Event Africa Contributor 29/06/2018 Best Practices

It’s a cut-throat world out there. If you want to stand out, shake up your corporate do and take inspiration from other industries.

By Paul Stoddart

“I want to put a ding in the universe,” said Steve Jobs, one of the most innovative people the world has ever known.

“Good for him,” you might be thinking. “I’m trying to plan a conference, not create the next Apple.”

You’ll still want to put a “ding” in the hearts and minds of your attendees, though. By far the best way is to forget about what the competition is doing – and get creative.

In Blue Ocean Strategy, Renee Mauborgne argues that firms need to go beyond the mere improvement of products and services. They need to create new markets and opportunities, thus making competition irrelevant.

Her advice is more relevant than ever, as fierce competition meets the “experience economy.” A 2017 survey by Eventbrite states that three out of four US millennials prefer to spend on experiences, rather than things.

It’s a cut-throat world out there. If you want to stand out, shake up your corporate do and take inspiration from other industries.

First up: the build-up

Ditch the Outlook Calendar. An immersive cinema company in London creates 360-degree participatory worlds where attendees are asked to arrive dressed to a theme, and the venue is filled with actors. Everything’s top secret until the big reveal. There’s no need to scare people, though. No one likes an Eyes Wide Shut scenario. Just add one element of mystery such as a secret location.

Second, introductions

You know the drill. You arrive at an event and stand around like a meerkat, then squint at someone’s illegible ‘Hello, My Name Is’ sticker, before making an awkward introduction.Look to transformational retreats for mind-blowing ways to introduce strangers.

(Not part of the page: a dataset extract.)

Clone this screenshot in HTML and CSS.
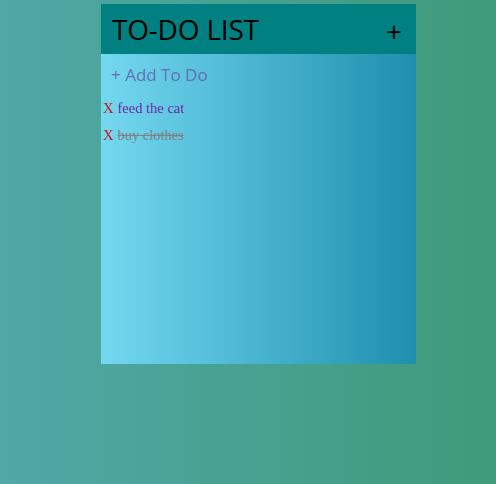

One creative workshop leader does it like this: he begins by dividing participants into two rows, facing one another. He then invites one row to choose a partner from the opposite row. They must be the person that least sparks their interest. The partners then sit knee-to-knee and spend seven minutes staring at each other without breaking eye contact. The exercise is then followed by one minute, each, of describing the experience. Such an introduction allows attendees to go beyond the superficial and find a connection in non-verbal communication.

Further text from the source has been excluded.